There is a case to be made that bailout efforts, such as the ESM, can give countries time to get their affairs in order and emerge with more viable economic policies. That was part of the argument in favor of bailing out U.S. banks, and it was arguably proven correct - cheap money did seem to allow many banks to stay in business that could have otherwise been forced to shut down. Unfortunately, buying time for an industry is not the same thing as buying time for a country. At a minimum, the high unemployment and civil unrest in Spain and Greece demonstrate the difficulties of forcing new rules or reforms on a sovereign country.

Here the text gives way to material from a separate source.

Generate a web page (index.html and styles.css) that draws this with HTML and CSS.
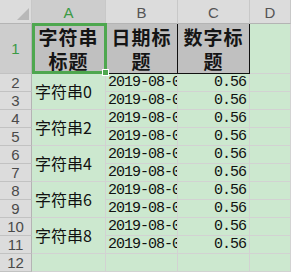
FILE: index.html
```html
<!DOCTYPE html>
<html lang="zh-CN">
<head>
    <meta charset="UTF-8">
    <title>Sheet1</title>
    <link rel="stylesheet" href="styles.css">
</head>
<body>
    <div class="sheet">
        <div class="corner"><span class="tri"></span></div>
        <div class="col-head active">A</div>
        <div class="col-head">B</div>
        <div class="col-head">C</div>
        <div class="col-head">D</div>

        <div class="row-head active">1</div>
        <div class="cell title">字符串<br>标题</div>
        <div class="cell title">日期标<br>题</div>
        <div class="cell title">数字标<br>题</div>
        <div class="cell"></div>

        <div class="row-head">2</div>
        <div class="cell name span2">字符串0</div>
        <div class="cell date">2019-08-01</div>
        <div class="cell num">0.56</div>
        <div class="cell"></div>
        <div class="row-head">3</div>
        <div class="cell date">2019-08-01</div>
        <div class="cell num">0.56</div>
        <div class="cell"></div>

        <div class="row-head">4</div>
        <div class="cell name span2">字符串2</div>
        <div class="cell date">2019-08-01</div>
        <div class="cell num">0.56</div>
        <div class="cell"></div>
        <div class="row-head">5</div>
        <div class="cell date">2019-08-01</div>
        <div class="cell num">0.56</div>
        <div class="cell"></div>

        <div class="row-head">6</div>
        <div class="cell name span2">字符串4</div>
        <div class="cell date">2019-08-01</div>
        <div class="cell num">0.56</div>
        <div class="cell"></div>
        <div class="row-head">7</div>
        <div class="cell date">2019-08-01</div>
        <div class="cell num">0.56</div>
        <div class="cell"></div>

        <div class="row-head">8</div>
        <div class="cell name span2">字符串6</div>
        <div class="cell date">2019-08-01</div>
        <div class="cell num">0.56</div>
        <div class="cell"></div>
        <div class="row-head">9</div>
        <div class="cell date">2019-08-01</div>
        <div class="cell num">0.56</div>
        <div class="cell"></div>

        <div class="row-head">10</div>
        <div class="cell name span2">字符串8</div>
        <div class="cell date">2019-08-01</div>
        <div class="cell num">0.56</div>
        <div class="cell"></div>
        <div class="row-head">11</div>
        <div class="cell date">2019-08-01</div>
        <div class="cell num">0.56</div>
        <div class="cell"></div>

        <div class="row-head">12</div>
        <div class="cell"></div>
        <div class="cell"></div>
        <div class="cell"></div>
        <div class="cell"></div>

        <!-- selected cell A1 -->
        <div class="selection"><span class="handle"></span></div>
    </div>
</body>
</html>
```

FILE: styles.css
```css
body {
    margin: 0;
    background-color: #cce8cf;
    overflow: hidden;
}

.sheet {
    position: relative;
    display: grid;
    grid-template-columns: 32px 74px 72px 72px 1fr;
    grid-template-rows: 24px 50px repeat(11, 18px);
    width: 291px;
    font-family: "Liberation Mono", monospace;
}

.corner {
    position: relative;
    background-color: #dcdcdc;
    border-right: 1px solid #c8c8c8;
    border-bottom: 1px solid #b4b4b4;
    box-sizing: border-box;
}

.tri {
    position: absolute;
    right: 2px;
    bottom: 3px;
    width: 0;
    height: 0;
    border-left: 12px solid transparent;
    border-bottom: 12px solid #b8b8b8;
}

.col-head {
    background-color: #dcdcdc;
    border-right: 1px solid #c8c8c8;
    border-bottom: 1px solid #b4b4b4;
    box-sizing: border-box;
    font-family: "Liberation Sans", sans-serif;
    font-size: 15px;
    color: #555;
    display: flex;
    align-items: center;
    justify-content: center;
    padding-top: 1px;
}

.col-head.active {
    background-color: #cdcdcd;
    color: #3b9a45;
}

.row-head {
    background-color: #dcdcdc;
    border-right: 1px solid #b4b4b4;
    border-bottom: 1px solid #c2c2c2;
    box-sizing: border-box;
    font-family: "Liberation Sans", sans-serif;
    font-size: 15px;
    color: #4a4a4a;
    display: flex;
    align-items: center;
    justify-content: center;
}

.row-head.active {
    background-color: #cdcdcd;
    color: #3b9a45;
}

.cell {
    border-right: 1px solid #d2d2d2;
    border-bottom: 1px solid #d2d2d2;
    box-sizing: border-box;
    overflow: hidden;
    white-space: nowrap;
    font-size: 15px;
    letter-spacing: -1px;
    color: #111;
    line-height: 17px;
}

.title {
    background-color: #c0c0c0;
    border-right: 1px solid #111;
    border-bottom: 1px solid #111;
    font-family: "Noto Sans CJK SC", sans-serif;
    font-weight: 700;
    font-size: 19px;
    line-height: 24px;
    letter-spacing: 1px;
    color: #151515;
    text-align: center;
    padding-top: 1px;
}

.name {
    grid-row: span 2;
    display: flex;
    align-items: center;
    padding-left: 3px;
    font-family: "Noto Sans CJK SC", sans-serif;
    font-size: 16px;
    letter-spacing: 0;
}

.date {
    padding-left: 2px;
}

.num {
    text-align: right;
    padding-right: 3px;
}

.selection {
    position: absolute;
    left: 32px;
    top: 23px;
    width: 75px;
    height: 51px;
    border: 3px solid #4ea74f;
    box-sizing: border-box;
}

.handle {
    position: absolute;
    right: -5px;
    bottom: -5px;
    width: 5px;
    height: 5px;
    background-color: #4ea74f;
    border: 1px solid #fff;
}
```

Consequently, there is a real chance that Greece and Spain cannot be saved, at least not in the context of keeping them within the eurozone. Austerity measures have hurt employment and business activity, making budget deficits worse and potentially threatening even more serious austerity measures. While exiting the euro and allowing their currencies to depreciate could speed up the process of normalization, staying within the euro looks as though it's going to lead to a lost decade for these bailout recipients.

The Bottom Line
A cynical analysis might conclude that the point of bailouts isn't to save Greece or Spain, but rather to buy time for banks, insurance companies and other concerned parties in healthier countries such as Germany, France and the Netherlands, so they can adjust their exposures to the affected countries and effectively immunize themselves. Once the banks are safeguarded and stabilized, there's less risk to these countries, as their economies don't really revolve around trade with Spain or Greece.

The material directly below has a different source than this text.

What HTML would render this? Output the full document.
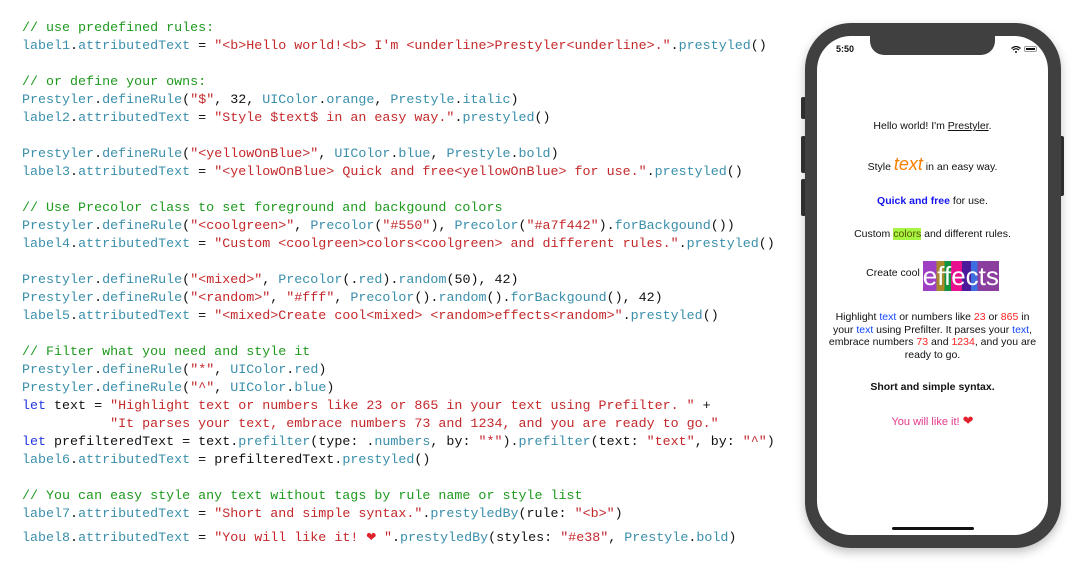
<!DOCTYPE html>
<html><head><meta charset="utf-8"><style>
body{margin:0;width:1085px;height:577px;background:#fff;position:relative;overflow:hidden}
pre{position:absolute;left:22px;top:20px;margin:0;font:13.35px/18px "Liberation Mono",monospace;color:#111}
.c{color:#1f9a1f}.i{color:#3a8fab}.s{color:#c4282b}.k{color:#2236e0}
.ph{position:absolute;left:805px;top:23px;width:256px;height:525px;background:#404040;border-radius:46px;box-shadow:0 4px 10px rgba(0,0,0,.25)}
.scr{position:absolute;left:817px;top:36px;width:231px;height:499px;background:#fff;border-radius:34px;overflow:hidden;font-family:"Liberation Sans",sans-serif;color:#111;text-align:center}
.notch{position:absolute;left:53px;top:0;width:125px;height:19px;background:#404040;border-radius:0 0 14px 14px}
.btn{position:absolute;background:#333;border-radius:2px}
.l{position:absolute;left:0;width:231px;font-size:10.5px}
</style></head><body>
<pre><span class="c">// use predefined rules:</span>
<span class="i">label1</span>.<span class="i">attributedText</span> = <span class="s">"&lt;b&gt;Hello world!&lt;b&gt; I'm &lt;underline&gt;Prestyler&lt;underline&gt;."</span>.<span class="i">prestyled</span>()

<span class="c">// or define your owns:</span>
<span class="i">Prestyler</span>.<span class="i">defineRule</span>(<span class="s">"$"</span>, 32, <span class="i">UIColor</span>.<span class="i">orange</span>, <span class="i">Prestyle</span>.<span class="i">italic</span>)
<span class="i">label2</span>.<span class="i">attributedText</span> = <span class="s">"Style $text$ in an easy way."</span>.<span class="i">prestyled</span>()

<span class="i">Prestyler</span>.<span class="i">defineRule</span>(<span class="s">"&lt;yellowOnBlue&gt;"</span>, <span class="i">UIColor</span>.<span class="i">blue</span>, <span class="i">Prestyle</span>.<span class="i">bold</span>)
<span class="i">label3</span>.<span class="i">attributedText</span> = <span class="s">"&lt;yellowOnBlue&gt; Quick and free&lt;yellowOnBlue&gt; for use."</span>.<span class="i">prestyled</span>()

<span class="c">// Use Precolor class to set foreground and backgound colors</span>
<span class="i">Prestyler</span>.<span class="i">defineRule</span>(<span class="s">"&lt;coolgreen&gt;"</span>, <span class="i">Precolor</span>(<span class="s">"#550"</span>), <span class="i">Precolor</span>(<span class="s">"#a7f442"</span>).<span class="i">forBackgound</span>())
<span class="i">label4</span>.<span class="i">attributedText</span> = <span class="s">"Custom &lt;coolgreen&gt;colors&lt;coolgreen&gt; and different rules."</span>.<span class="i">prestyled</span>()

<span class="i">Prestyler</span>.<span class="i">defineRule</span>(<span class="s">"&lt;mixed&gt;"</span>, <span class="i">Precolor</span>(.<span class="i">red</span>).<span class="i">random</span>(50), 42)
<span class="i">Prestyler</span>.<span class="i">defineRule</span>(<span class="s">"&lt;random&gt;"</span>, <span class="s">"#fff"</span>, <span class="i">Precolor</span>().<span class="i">random</span>().<span class="i">forBackgound</span>(), 42)
<span class="i">label5</span>.<span class="i">attributedText</span> = <span class="s">"&lt;mixed&gt;Create cool&lt;mixed&gt; &lt;random&gt;effects&lt;random&gt;"</span>.<span class="i">prestyled</span>()

<span class="c">// Filter what you need and style it</span>
<span class="i">Prestyler</span>.<span class="i">defineRule</span>(<span class="s">"*"</span>, <span class="i">UIColor</span>.<span class="i">red</span>)
<span class="i">Prestyler</span>.<span class="i">defineRule</span>(<span class="s">"^"</span>, <span class="i">UIColor</span>.<span class="i">blue</span>)
<span class="k">let</span> text = <span class="s">"Highlight text or numbers like 23 or 865 in your text using Prefilter. "</span> +
           <span class="s">"It parses your text, embrace numbers 73 and 1234, and you are ready to go."</span>
<span class="k">let</span> prefilteredText = text.<span class="i">prefilter</span>(type: .<span class="i">numbers</span>, by: <span class="s">"*"</span>).<span class="i">prefilter</span>(text: <span class="s">"text"</span>, by: <span class="s">"^"</span>)
<span class="i">label6</span>.<span class="i">attributedText</span> = prefilteredText.<span class="i">prestyled</span>()

<span class="c">// You can easy style any text without tags by rule name or style list</span>
<span class="i">label7</span>.<span class="i">attributedText</span> = <span class="s">"Short and simple syntax."</span>.<span class="i">prestyledBy</span>(rule: <span class="s">"&lt;b&gt;"</span>)
<span style="line-height:26px"><span class="i">label8</span>.<span class="i">attributedText</span> = <span class="s">"You will like it! <span style="color:#e0202a;font-size:16px">❤</span> "</span>.<span class="i">prestyledBy</span>(styles: <span class="s">"#e38"</span>, <span class="i">Prestyle</span>.<span class="i">bold</span>)</span></pre>

<div class="btn" style="left:801px;top:97px;width:5px;height:22px"></div>
<div class="btn" style="left:801px;top:136px;width:5px;height:37px"></div>
<div class="btn" style="left:801px;top:179px;width:5px;height:37px"></div>
<div class="btn" style="left:1059px;top:136px;width:5px;height:60px"></div>
<div class="ph"></div>
<div class="scr">
 <div class="notch"></div>
 <div style="position:absolute;left:19px;top:8px;font-size:9px;font-weight:bold">5:50</div>
 <svg style="position:absolute;left:194px;top:10px" width="10" height="7" viewBox="0 0 10 7"><path d="M0.5 2.5 Q5 -1.5 9.5 2.5 M2 4 Q5 1.5 8 4" stroke="#111" stroke-width="1.3" fill="none"/><circle cx="5" cy="6" r="1" fill="#111"/></svg>
 <div style="position:absolute;left:207px;top:10px;width:13px;height:6px;border:1px solid #999;border-radius:2px;box-sizing:border-box;padding:1px"><div style="background:#111;width:100%;height:100%"></div></div>
 <div class="l" style="top:84px">Hello world! I'm <u>Prestyler</u>.</div>
 <div class="l" style="top:118px">Style <i style="color:#f57f00;font-size:18px">text</i> in an easy way.</div>
 <div class="l" style="top:159px"><b style="color:#1414f0">Quick and free</b> for use.</div>
 <div class="l" style="top:192px">Custom <span style="background:#a7f442;color:#550">colors</span> and different rules.</div>
 <div class="l" style="top:225px;height:36px">Create cool <span style="display:inline-block;vertical-align:-9px;color:#fff;font-size:26px;line-height:30px;background:linear-gradient(90deg,#9e3fc4 0 18%,#a88a2c 18% 28%,#119440 28% 37%,#e8108f 37% 51%,#4a1a9a 51% 63%,#3e6ee0 63% 72%,#8a3e9e 72%)">effects</span></div>
 <div class="l" style="top:275px;line-height:12.5px;padding:0 10px;box-sizing:border-box">Highlight <span style="color:#14f">text</span> or numbers like <span style="color:#f22">23</span> or <span style="color:#f22">865</span> in your <span style="color:#14f">text</span> using Prefilter. It parses your <span style="color:#14f">text</span>, embrace numbers <span style="color:#f22">73</span> and <span style="color:#f22">1234</span>, and you are ready to go.</div>
 <div class="l" style="top:345px;font-weight:bold">Short and simple syntax.</div>
 <div class="l" style="top:377px;color:#e3388a;font-size:11px">You will like it! <span style="color:#e0202a;font-size:13px">❤</span></div>
 <div style="position:absolute;left:75px;top:491px;width:82px;height:3px;background:#111;border-radius:2px"></div>
</div>
</body></html>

Consequently, I don't think Germany's recent efforts are going to save Europe. Rather, they're going to restore a little stability and confidence to the financial markets and allow the healthier eurozone countries to get their banks and credit exposures in better order. If Germany and France can offer enough liquidity to the markets to get their financial sectors over the hump of this sovereign debt crisis, then history probably will regard their actions as having "saved Europe," even though Spain and Greece are likely in for a lot more trouble and pain.